Metadata Service: NameNode / Master
One central service holds the filesystem tree and the file→chunk map. Operations: create, open, list, delete, rename. The Master does not serve data; it returns chunk locations and the client streams data directly from DataNodes.
- State kept entirely in RAM for low-latency lookups; persisted via an edit log to disk + snapshot.
- HA: a standby NameNode receives the edit log via JournalNodes (a Paxos/Raft quorum); failover takes ~30 s in HDFS's standard configuration.
- Federation: multiple NameNodes each owning a namespace partition (e.g.,
/userson NN1,/dataon NN2). Mitigates the single-master scale ceiling.
The single-master design is the original sin and the strength: it enables strong consistency on the namespace, but caps cluster size at ~10K nodes / 1B files. S3 sidestepped this by going flat-key (no directories) and partitioning the index by key prefix.
Three-way Replication
The default GFS/HDFS placement: three copies, two racks. Replica 1 on the writer's rack (locality), replicas 2 and 3 on a remote rack (rack-failure survivability), replica 3 on a different node from replica 2.
Reads pick the closest replica (rack-aware client). Writes pipeline: client sends to replica 1, which forwards to 2, which forwards to 3, ack returns when all three commit. Failure of one replica during write doesn't fail the write — the client receives a partial-ack and the master triggers re-replication.
Storage cost: 3× raw. For petabyte-scale archives, this becomes the dominant infrastructure expense.
The Small-file Problem
1 billion 1 KB files = 1 TB of data + 150 GB of NameNode metadata. The metadata service is the bottleneck, not the disks. Mitigations:
- HAR / SequenceFile / Avro — pack many small files into one large container. Native HDFS feature.
- HBase / KV store on top — small records belong in a key-value store, not a file system.
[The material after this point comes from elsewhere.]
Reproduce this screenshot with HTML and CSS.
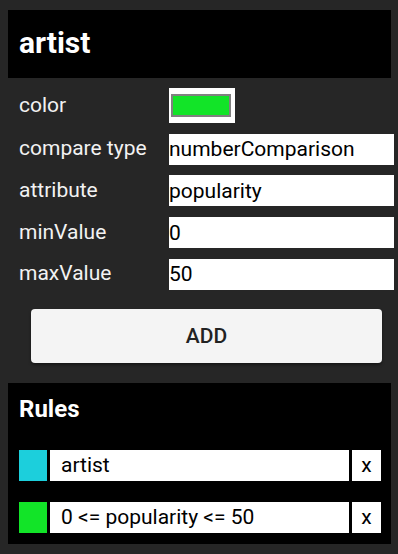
FILE: index.html
```html
<!DOCTYPE html>
<html lang="en">
<head>
    <meta charset="UTF-8">
    <meta name="viewport" content="width=device-width, initial-scale=1.0">
    <title>Rule Editor</title>
    <link rel="stylesheet" href="styles.css">
</head>
<body>
    <div class="panel">
        <div class="header">
            <h1>artist</h1>
        </div>

        <!-- New rule form -->
        <div class="form">
            <div class="row row-color">
                <label>color</label>
                <div class="swatch-box"><div class="swatch" style="background-color: #12e428;"></div></div>
            </div>
            <div class="row">
                <label>compare type</label>
                <input type="text" value="numberComparison">
            </div>
            <div class="row">
                <label>attribute</label>
                <input type="text" value="popularity">
            </div>
            <div class="row">
                <label>minValue</label>
                <input type="text" value="0">
            </div>
            <div class="row">
                <label>maxValue</label>
                <input type="text" value="50">
            </div>
        </div>

        <button class="add-button">ADD</button>

        <!-- Existing rules -->
        <div class="rules">
            <h2>Rules</h2>
            <div class="rule">
                <div class="rule-color" style="background-color: #1ccfdc;"></div>
                <div class="rule-text">artist</div>
                <button class="rule-remove">x</button>
            </div>
            <div class="rule">
                <div class="rule-color" style="background-color: #12e428;"></div>
                <div class="rule-text">0 &lt;= popularity &lt;= 50</div>
                <button class="rule-remove">x</button>
            </div>
        </div>
    </div>
</body>
</html>
```

FILE: styles.css
```css
html, body {
    margin: 0;
    height: 100%;
}
body {
    background-color: #262626;
    font-family: Roboto, "Liberation Sans", sans-serif;
    overflow: hidden;
}
.panel {
    padding: 10px 7px 0 8px;
}
.header {
    background-color: #000;
    height: 65px;
    padding: 0 0 3px 11px;
    display: flex;
    align-items: center;
}
h1 {
    margin: 0;
    color: #fff;
    font-size: 30px;
    font-weight: bold;
}
.form {
    display: flex;
    flex-direction: column;
    gap: 10.7px;
    margin-top: 10px;
}
.row {
    display: flex;
    align-items: center;
    height: 31px;
}
.row-color {
    height: 35px;
}
.row label {
    width: 150px;
    padding: 0 0 2px 11px;
    color: #f2f2f2;
    font-size: 21px;
}
.swatch-box {
    width: 66px;
    height: 35px;
    background-color: #fff;
    display: flex;
    align-items: center;
    justify-content: center;
}
.swatch {
    width: 56px;
    height: 19px;
    border: 2px solid #808080;
    margin-right: 2px;
}
.row input[type=text] {
    width: 225px;
    height: 31px;
    margin-right: -3px;
    box-sizing: border-box;
    border: none;
    padding: 0;
    background-color: #fff;
    color: #000;
    font-family: Roboto, "Liberation Sans", sans-serif;
    font-size: 21px;
}
.add-button {
    display: block;
    width: 351px;
    height: 54px;
    margin: 19px 0 20px 23px;
    background-color: #f4f4f4;
    border: none;
    border-radius: 4px;
    box-shadow: 0 2px 3px rgba(0, 0, 0, 0.4);
    color: #222;
    font-family: Roboto, "Liberation Sans", sans-serif;
    font-size: 21px;
    font-weight: 500;
}
.rules {
    background-color: #000;
    padding: 11px 10px 11px 11px;
}
h2 {
    margin: 0 0 26px 0;
    color: #fff;
    font-size: 24px;
    font-weight: bold;
    line-height: 30px;
}
.rule {
    display: flex;
    gap: 3px;
    height: 31px;
    margin-top: 21px;
}
h2 + .rule {
    margin-top: 0;
}
.rule-color {
    width: 28px;
}
.rule-text {
    flex: 1;
    background-color: #fff;
    color: #000;
    font-size: 21px;
    line-height: 31px;
    padding-left: 11px;
}
.rule-remove {
    width: 29px;
    border: none;
    padding: 0;
    background-color: #fff;
    color: #000;
    font-family: Roboto, "Liberation Sans", sans-serif;
    font-size: 21px;
}
```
Use HDFS for blobs > 1 MB only.
- Object store flat namespace — S3 partitions metadata by key prefix; small-object overhead is per-object cost, not centralized RAM. Better suited for many-small-object workloads.
Erasure Coding
Three-way replication is wasteful for cold data — you copy to protect against failure that almost never happens. Reed-Solomon erasure coding stores K data chunks + M parity chunks; you can lose any M and recover. Example: RS(6, 3) stores 6 data + 3 parity; loses up to 3 chunks; storage overhead is 1.5× vs replication's 3×.
Tradeoff: read of a single missing chunk requires fetching K chunks across the cluster and computing — expensive. So:
- Hot tier: 3× replication. Read latency unaffected by failures.
- Cold tier: erasure-coded. Storage cheap; reconstruction expensive but rare.
HDFS-EC, S3 (internally), Backblaze B2, and Ceph all use Reed-Solomon variants. Modern codes (Locally Recoverable Codes, LRC) trade a bit of overhead for cheaper single-chunk recovery.
Comparison with Object Stores
- S3 — flat keys, eventual consistency historically (now strongly consistent), erasure coding internally, 99.999999999% durability claim. The benchmark every other object store is measured against. Cost-effective at petabyte scale.
- MinIO — S3-API-compatible, self-hosted, uses Reed-Solomon. Good for on-prem or hybrid; pure storage layer (no compute integration like HDFS).
- Ceph — multi-protocol (object, block, filesystem) on one cluster. CRUSH algorithm for placement, no central metadata. Operationally heavy but flexible.
- HDFS — tightly coupled to Hadoop ecosystem. Locality-aware compute (run Spark on the node that holds the chunk). Modern stacks decouple this and use S3-compatible storage with Spark on Kubernetes.
The industry trend: most new workloads use object storage (S3 or compatible). HDFS remains where it is for legacy Hadoop installations.
Failure Modes
- NameNode OOM — metadata grows past RAM. Heap-tune, federate the namespace, archive cold data to a separate cluster.
- Cluster-wide replication storm — a rack loses power; thousands of chunks go under-replicated; the master triggers re-replication from surviving copies, saturating network. Throttle re-replication rate to ~10% of cluster bandwidth.
- Small-file hell — ML training writes millions of small files; cluster grinds to halt on metadata operations. Detect via NameNode RPC queue depth; refactor producers to write larger files.
- Stale reads — client cached chunk locations; chunk migrated due to rebalance; read hits dead replica. Refresh on read failure; client retries from master.
FAQ
HDFS or S3?
S3 unless you have a specific reason. Locality-aware compute (the original HDFS pitch) is mostly mooted by 25 GbE networks; S3's 11-9s durability and operational simplicity beat self-managed HDFS for most teams.
What about POSIX semantics?
HDFS is mostly-POSIX (no random write into a closed file, no hard links). S3 is not POSIX (no rename, no atomic directory operations). For applications that need POSIX, mount with FUSE or use a layered filesystem (Alluxio, JuiceFS).
Can I run Spark on S3?
Yes, this is the modern default. Performance is acceptable with the S3A connector and proper committers (the "direct" and "magic" committers solve the rename-as-commit problem).
Why are chunks 64–128 MB rather than 1 GB?
Recovery time after a node failure scales with chunk size: bigger chunks mean longer to re-replicate one. 128 MB on 10 GbE is ~100 ms, fast enough to maintain durability targets.